“Color slides make you feel like a hero.”
's'funny. As I contemplate the impending death of Kodachrome (and maybe of all 'chrome film...), I’m only now recalling what a huge ‘Ektachrome’ geek I used to be. Back in the years of my young adulthood (the late 70's through the '80s), color prints used to be pretty ferociously expensive, and I could keep costs down by processing my own slides. So I did, several gallons’ worth - probably 100 rolls or more.
Then parenthood happened, and, like, everything else in my life, Everything Changed. As a new, proud parent, you quickly learn that you simply cannot inflict Baby Pictures upon your long-suffering relatives - even the relatives who want to see them - in the form of slides: no, the social contract obligates a parent to pass around snapshots. So I switched over to C-41. And so, for the last 13 years or thereabouts, I’ve shot slides only occasionally. Most dramatically, there are a few rolls of Alice and maybe even Adam shot on 120 roll-film Kodachrome. (But soon I would be so distracted by the trials of "living with autism" that I didn't even notice when Kodak discontinued 120 Kodachrome.)

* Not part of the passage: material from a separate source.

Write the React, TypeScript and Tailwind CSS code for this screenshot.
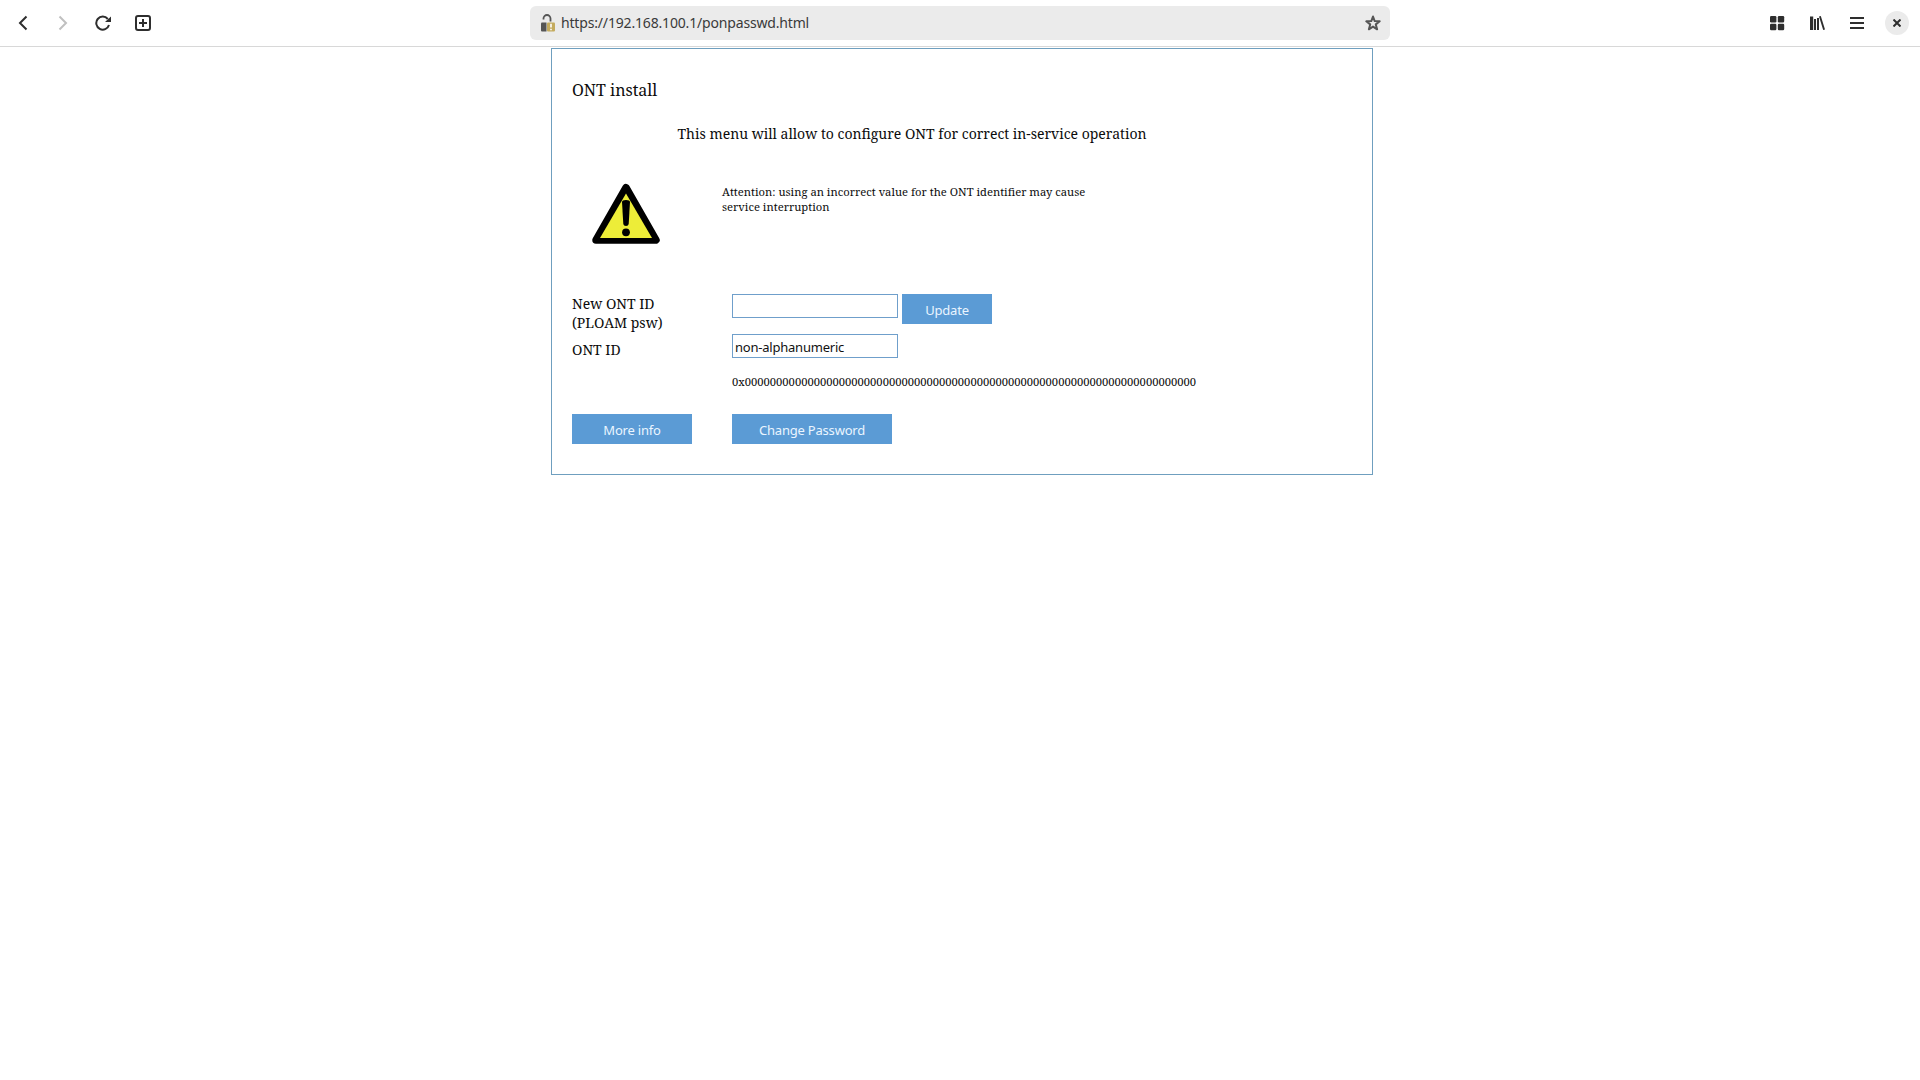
import React from "react";

const serif = "font-['Noto_Serif','DejaVu_Serif_Condensed','DejaVu_Serif',serif] text-[#0c0c0c]";
const sans = "font-['Noto_Sans',sans-serif]";

function BrowserBar() {
  return (
    <header className="flex h-[47px] w-full items-start border-b border-[#d8d8d8] bg-white">
      <div className="flex h-[46px] w-[530px] items-center text-[#2e2e2e]">
        <svg className="ml-[15px]" width="16" height="16" viewBox="0 0 16 16" fill="none" stroke="currentColor" strokeWidth="2">
          <path d="M11.500 1.500 5 8l6.500 6.500" />
        </svg>
        <svg className="ml-6" width="16" height="16" viewBox="0 0 16 16" fill="none" stroke="#c0c0c0" strokeWidth="2">
          <path d="M4.500 1.500 11 8l-6.500 6.500" />
        </svg>
        <svg className="ml-6" width="16" height="16" viewBox="0 0 16 16" fill="none" stroke="currentColor" strokeWidth="2">
          <path d="M12.800 4A6.500 6.500 0 1 0 14 10" />
          <path d="M10 7h6V1.500z" fill="currentColor" stroke="none" />
        </svg>
        <svg className="ml-6" width="16" height="16" viewBox="0 0 16 16" fill="none" stroke="currentColor" strokeWidth="2">
          <rect x="1" y="1" width="14" height="14" rx="2" />
          <path d="M4 8h8M8 4v8" />
        </svg>
      </div>
      <div className="mt-[6px] flex h-[34px] w-[860px] items-center rounded-[6px] bg-[#ebebeb]">
        <svg className="ml-[10px]" width="16" height="18" viewBox="0 0 16 18">
          <path d="M3.500 5.500V4.500a3.500 3.500 0 0 1 7 0V7.500" fill="none" stroke="#555" strokeWidth="1.800" />
          <path d="M1 9.500q0-1 1-1h4.500v9H2q-1 0-1-1z" fill="#555" />
          <rect x="7" y="8.500" width="8" height="9" rx="1" fill="#c4ab5e" />
          <path d="M11 9.800v3.700M11 14.700v1.600" stroke="#fff" strokeWidth="1.600" />
        </svg>
        <span className={`${sans} -mt-px ml-[5px] text-[14px] leading-[20px] tracking-[-0.170px] text-[#3a3a3a] whitespace-nowrap`}>
          https://192.168.100.1/ponpasswd.html
        </span>
        <svg className="ml-auto mr-[9px]" width="16" height="16" viewBox="0 0 16 16" fill="none" stroke="#555" strokeWidth="2" strokeLinejoin="round">
          <path d="m8 1.500 1.700 4.600 5 .2-3.900 3.100 1.300 4.900L8 11.600l-4.100 2.700 1.300-4.900L1.300 6.300l5-.2z" />
        </svg>
      </div>
      <div className="flex h-[46px] flex-1 items-center justify-end text-[#2e2e2e]">
        <svg width="16" height="16" viewBox="0 0 16 16" fill="currentColor">
          <rect x="1" y="1" width="6.400" height="6.400" rx="1.200" />
          <rect x="8.800" y="1" width="6.400" height="6.400" rx="1.200" />
          <rect x="1" y="8.800" width="6.400" height="6.400" rx="1.200" />
          <rect x="8.800" y="8.800" width="6.400" height="6.400" rx="1.200" />
        </svg>
        <svg className="ml-6" width="16" height="16" viewBox="0 0 16 16" fill="currentColor">
          <path d="M1 1.500h3.200V15H1zM5 4h2v11H5zM8 3h2v12H8zM10 1.400l1.800-.5L16 14.500l-1.800.5z" />
        </svg>
        <svg className="ml-6" width="16" height="16" viewBox="0 0 16 16" fill="currentColor">
          <path d="M1 2h14v2H1zM1 7h14v2H1zM1 12h14v2H1z" />
        </svg>
        <div className="mr-[11px] ml-5 flex size-6 items-center justify-center rounded-full bg-[#ebebeb]">
          <svg width="8" height="8" viewBox="0 0 8 8" stroke="currentColor" strokeWidth="2">
            <path d="m.500.500 7 7M7.500.500l-7 7" />
          </svg>
        </div>
      </div>
    </header>
  );
}

function WarningSign() {
  return (
    <svg width="70" height="62" viewBox="0 0 70 62">
      <path d="M35 5.700 65 58H5z" fill="#000" stroke="#000" strokeWidth="7.500" strokeLinejoin="round" />
      <path d="M35 11.500 61 56H9z" fill="#eded38" />
      <path d="M31 20q0-2 4-2t4 2l-1.300 22q-.3 2-2.700 2t-2.700-2z" fill="#000" />
      <circle cx="35" cy="50.300" r="3.900" fill="#000" />
    </svg>
  );
}

const button = `${sans} h-[30px] bg-[#5b9bd5] text-[13px] tracking-[-0.200px] leading-[32px] text-[#eaf5ff] text-center`;
const field = `${sans} block h-6 w-[166px] rounded-none border border-[#6f9fcb] bg-white px-[2px] pt-[2px] text-[13px] tracking-[-0.220px] text-[#111] outline-none`;

export default function App() {
  return (
    <div className="min-h-[1080px] w-full bg-white">
      <BrowserBar />
      <main className="mt-px ml-[551px] flex h-[427px] w-[822px] flex-col border border-[#6f9fbf] bg-white pl-[20px]">
        <h1 className={`${serif} mt-[30px] h-[22px] text-[16px] leading-[22px] whitespace-nowrap`}>ONT install</h1>
        <p className={`${serif} mt-[23px] ml-[105.500px] h-[20px] text-[14px] leading-[20px] whitespace-nowrap`}>
          This menu will allow to configure ONT for correct in-service operation
        </p>
        <div className="mt-[38px] flex h-[111px]">
          <div className="ml-[19px] w-[131px]"><WarningSign /></div>
          <p className={`${serif} mt-[2px] text-[11.220px] leading-[15px] whitespace-nowrap`}>
            Attention: using an incorrect value for the ONT identifier may cause
            <br />
            service interruption
          </p>
        </div>
        <div className="mt-px grid grid-cols-[160px_1fr]">
          <div className={`${serif} text-[14px] leading-[19px]`}>
            <div>New ONT ID</div>
            <div>(PLOAM psw)</div>
            <div className="mt-[8px]">ONT ID</div>
          </div>
          <div>
            <div className="flex gap-[4px]">
              <input className={field} />
              <button className={`${button} w-[90px]`}>Update</button>
            </div>
            <input className={`${field} mt-[10px]`} defaultValue="non-alphanumeric" />
            <div className={`${serif} mt-[16px] h-[15px] text-[11.200px] leading-[15px] tracking-[0.014px] whitespace-nowrap`}>
              0x{"0".repeat(72)}
            </div>
          </div>
        </div>
        <div className="mt-[25px] flex gap-10">
          <button className={`${button} w-[120px]`}>More info</button>
          <button className={`${button} w-[160px]`}>Change Password</button>
        </div>
      </main>
    </div>
  );
}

And while I was shooting print film, the price continued to drop. At some point in there, it became cheaper (and it was always easier) to shoot prints rather than slides.
With slide film now in the final stages of its lifespan, I realize how much I’ve missed it, and how much I will miss it. As Phil Greenspun notes in his photo.net review on loupes and light tables called “evaluating photos”:
http://www.photo.net/photo/evaluation.html
“Your pictures will mostly look gorgeous because slides can hold at least twice as much contrast as prints. You will pat yourself on the back for being a photographic genius. “
Or, more succinctly, from his review of films and film types:
http://www.photo.net/equipment/film
“Color slides make you feel like a hero.”
And he's right. I find that crappy color prints lower my standards: I stop caring about printing quality, color balance, resolution, about any of the attributes that are usually needed to make a noteworthy photo. Photography becomes "Just grab a point'n'shoot and get some snapshots". Whereas, when I shoot slides, I find that it stiffens my resolve to do good work: I reach for my more serious cameras, my best lenses, I work more carefully, etc.
(Too bad that My Best Work is still so damn mediocre....)
Slide projectors: gone, last year. 120 Kodachrome: gone, years ago. Kodachrome 25: gone. Kodak's own K-14 processing: gone.
Local E-6 machines - Motophoto closed their line last summer (a few weeks after I brought them my Transit chromes).
Right after Fair Lawn closed (Sept. 2004), I dropped a roll of Kodachrome off at Eckerds (because I had no idea where to mail it...). And I had a huge fight with the clerk, who kept asking me "How many prints do you want?" and when I kept insisting that this is slide film, "I don't want ANY prints!", he filled in the special instructions with "do not print" or something - and my roll dutifully came back uncut and unmounted. I had to explain what happened to the manager, and they had to send it back to the lab to be remounted - - sorry sir, no charge. But think of it: in 2004, a kid working in a photo lab did not even recognize the very concept of slide film. (. . . Durn young punk. . . I hope he stays off my lawn, at least.)